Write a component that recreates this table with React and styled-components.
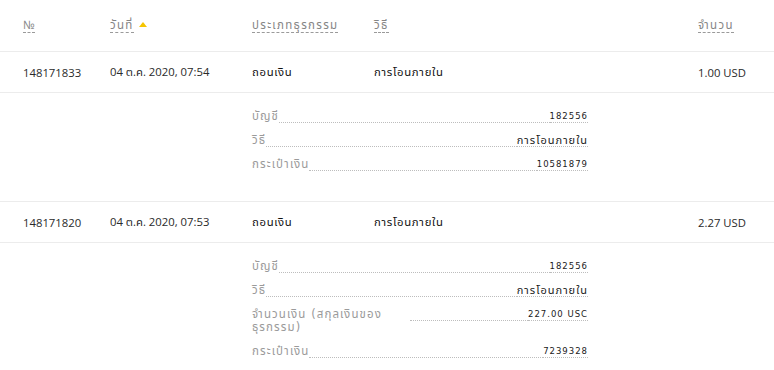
import React from "react";
import styled, { createGlobalStyle } from "styled-components";

const Global = createGlobalStyle`
  html, body { margin: 0; padding: 0; background: #fff; }
  body { font-family: "Open Sans", "Noto Sans", "Noto Sans Thai", sans-serif; }
`;

const Table = styled.div`
  width: 774px;
`;

const Row = styled.div`
  display: grid;
  grid-template-columns: 87px 142px 122px 1fr 76px;
  padding-left: 23px;
  align-items: center;
  height: ${(p) => p.$h}px;
  border-bottom: 1px solid #ececec;
  box-sizing: content-box;
`;

const HeadCell = styled.div`
  display: flex;
  align-items: center;
  gap: 5px;
  font-size: 11.5px;
  color: #858585;
`;

const HeadLabel = styled.span`
  border-bottom: 1px dashed #9a9a9a;
  line-height: 14px;
  letter-spacing: ${(p) => (p.$thai ? "1.3px" : "0")};
`;

const SortArrow = styled.span`
  width: 0;
  height: 0;
  border-left: 4px solid transparent;
  border-right: 4px solid transparent;
  border-bottom: 5px solid #f6c500;
  margin-bottom: 2px;
`;

const Cell = styled.div`
  font-size: 11.3px;
  color: ${(p) => (p.$thai ? "#111" : "#2a2a2a")};
  letter-spacing: ${(p) => (p.$thai ? "0.7px" : "0")};
  white-space: nowrap;
`;

const DetailRow = styled.div`
  display: grid;
  grid-template-columns: 87px 142px 1fr;
  padding-left: 23px;
  border-bottom: 1px solid #ececec;
`;

const Details = styled.div`
  grid-column: 3;
  width: 336px;
  display: flex;
  flex-direction: column;
  gap: 11px;
  padding: 17px 0 30px;
`;

const Item = styled.div`
  display: flex;
  align-items: flex-start;
  font-family: "DejaVu Sans", "Noto Sans Thai", sans-serif;
  line-height: 13px;
`;

const Label = styled.div`
  color: #9a9a9a;
  font-size: 11.5px;
  letter-spacing: 1.1px;
  max-width: 158px;
  flex-shrink: 0;
`;

const Leader = styled.div`
  flex: 1;
  height: 12px;
  border-bottom: 1px dotted #bdbdbd;
  min-width: 10px;
`;

const Value = styled.div`
  color: #1a1a1a;
  font-size: ${(p) => (p.$thai ? "11px" : "8.5px")};
  letter-spacing: ${(p) => (p.$thai ? "1px" : "1px")};
  white-space: nowrap;
  height: 12px;
  border-bottom: 1px dotted #bdbdbd;
`;

const rows = [
  {
    id: "148171833",
    date: "04 ต.ค. 2020, 07:54",
    amount: "1.00 USD",
    details: [
      ["บัญชี", "182556"],
      ["วิธี", "การโอนภายใน", true],
      ["กระเป๋าเงิน", "10581879"],
    ],
  },
  {
    id: "148171820",
    date: "04 ต.ค. 2020, 07:53",
    amount: "2.27 USD",
    details: [
      ["บัญชี", "182556"],
      ["วิธี", "การโอนภายใน", true],
      ["จำนวนเงิน (สกุลเงินของธุรกรรม)", "227.00 USC"],
      ["กระเป๋าเงิน", "7239328"],
    ],
  },
];

export default function App() {
  return (
    <Table>
      <Global />
      <Row $h={51}>
        <HeadCell><HeadLabel>№</HeadLabel></HeadCell>
        <HeadCell><HeadLabel $thai>วันที่</HeadLabel><SortArrow /></HeadCell>
        <HeadCell><HeadLabel $thai>ประเภทธุรกรรม</HeadLabel></HeadCell>
        <HeadCell><HeadLabel $thai>วิธี</HeadLabel></HeadCell>
        <HeadCell><HeadLabel $thai>จำนวน</HeadLabel></HeadCell>
      </Row>
      {rows.map((r) => (
        <React.Fragment key={r.id}>
          <Row $h={40}>
            <Cell>{r.id}</Cell>
            <Cell>{r.date}</Cell>
            <Cell $thai>ถอนเงิน</Cell>
            <Cell $thai>การโอนภายใน</Cell>
            <Cell>{r.amount}</Cell>
          </Row>
          <DetailRow>
            <Details>
              {r.details.map(([k, v, thai]) => (
                <Item key={k}>
                  <Label>{k}</Label>
                  <Leader />
                  <Value $thai={thai}>{v}</Value>
                </Item>
              ))}
            </Details>
          </DetailRow>
        </React.Fragment>
      ))}
    </Table>
  );
}
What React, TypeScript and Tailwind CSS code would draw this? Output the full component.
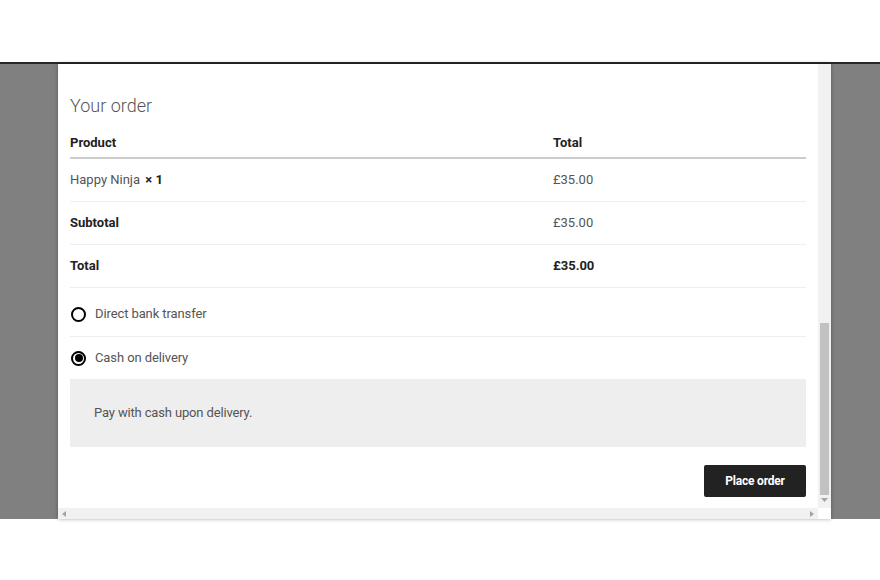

━━━━━━━━━━━━━━━━━━━━

__Exercise goal__. Leave out all images, then reproduce the entries above exactly.

__Answer to this exercise__.
Write a component that recreates this table with React and styled-components.
import React from "react";
import styled, { createGlobalStyle } from "styled-components";

const Global = createGlobalStyle`
  html, body { margin: 0; padding: 0; background: #fff; }
  body { font-family: "Open Sans", "Noto Sans", "Noto Sans Thai", sans-serif; }
`;

const Table = styled.div`
  width: 774px;
`;

const Row = styled.div`
  display: grid;
  grid-template-columns: 87px 142px 122px 1fr 76px;
  padding-left: 23px;
  align-items: center;
  height: ${(p) => p.$h}px;
  border-bottom: 1px solid #ececec;
  box-sizing: content-box;
`;

const HeadCell = styled.div`
  display: flex;
  align-items: center;
  gap: 5px;
  font-size: 11.5px;
  color: #858585;
`;

const HeadLabel = styled.span`
  border-bottom: 1px dashed #9a9a9a;
  line-height: 14px;
  letter-spacing: ${(p) => (p.$thai ? "1.3px" : "0")};
`;

const SortArrow = styled.span`
  width: 0;
  height: 0;
  border-left: 4px solid transparent;
  border-right: 4px solid transparent;
  border-bottom: 5px solid #f6c500;
  margin-bottom: 2px;
`;

const Cell = styled.div`
  font-size: 11.3px;
  color: ${(p) => (p.$thai ? "#111" : "#2a2a2a")};
  letter-spacing: ${(p) => (p.$thai ? "0.7px" : "0")};
  white-space: nowrap;
`;

const DetailRow = styled.div`
  display: grid;
  grid-template-columns: 87px 142px 1fr;
  padding-left: 23px;
  border-bottom: 1px solid #ececec;
`;

const Details = styled.div`
  grid-column: 3;
  width: 336px;
  display: flex;
  flex-direction: column;
  gap: 11px;
  padding: 17px 0 30px;
`;

const Item = styled.div`
  display: flex;
  align-items: flex-start;
  font-family: "DejaVu Sans", "Noto Sans Thai", sans-serif;
  line-height: 13px;
`;

const Label = styled.div`
  color: #9a9a9a;
  font-size: 11.5px;
  letter-spacing: 1.1px;
  max-width: 158px;
  flex-shrink: 0;
`;

const Leader = styled.div`
  flex: 1;
  height: 12px;
  border-bottom: 1px dotted #bdbdbd;
  min-width: 10px;
`;

const Value = styled.div`
  color: #1a1a1a;
  font-size: ${(p) => (p.$thai ? "11px" : "8.5px")};
  letter-spacing: ${(p) => (p.$thai ? "1px" : "1px")};
  white-space: nowrap;
  height: 12px;
  border-bottom: 1px dotted #bdbdbd;
`;

const rows = [
  {
    id: "148171833",
    date: "04 ต.ค. 2020, 07:54",
    amount: "1.00 USD",
    details: [
      ["บัญชี", "182556"],
      ["วิธี", "การโอนภายใน", true],
      ["กระเป๋าเงิน", "10581879"],
    ],
  },
  {
    id: "148171820",
    date: "04 ต.ค. 2020, 07:53",
    amount: "2.27 USD",
    details: [
      ["บัญชี", "182556"],
      ["วิธี", "การโอนภายใน", true],
      ["จำนวนเงิน (สกุลเงินของธุรกรรม)", "227.00 USC"],
      ["กระเป๋าเงิน", "7239328"],
    ],
  },
];

export default function App() {
  return (
    <Table>
      <Global />
      <Row $h={51}>
        <HeadCell><HeadLabel>№</HeadLabel></HeadCell>
        <HeadCell><HeadLabel $thai>วันที่</HeadLabel><SortArrow /></HeadCell>
        <HeadCell><HeadLabel $thai>ประเภทธุรกรรม</HeadLabel></HeadCell>
        <HeadCell><HeadLabel $thai>วิธี</HeadLabel></HeadCell>
        <HeadCell><HeadLabel $thai>จำนวน</HeadLabel></HeadCell>
      </Row>
      {rows.map((r) => (
        <React.Fragment key={r.id}>
          <Row $h={40}>
            <Cell>{r.id}</Cell>
            <Cell>{r.date}</Cell>
            <Cell $thai>ถอนเงิน</Cell>
            <Cell $thai>การโอนภายใน</Cell>
            <Cell>{r.amount}</Cell>
          </Row>
          <DetailRow>
            <Details>
              {r.details.map(([k, v, thai]) => (
                <Item key={k}>
                  <Label>{k}</Label>
                  <Leader />
                  <Value $thai={thai}>{v}</Value>
                </Item>
              ))}
            </Details>
          </DetailRow>
        </React.Fragment>
      ))}
    </Table>
  );
}
What React, TypeScript and Tailwind CSS code would draw this? Output the full component.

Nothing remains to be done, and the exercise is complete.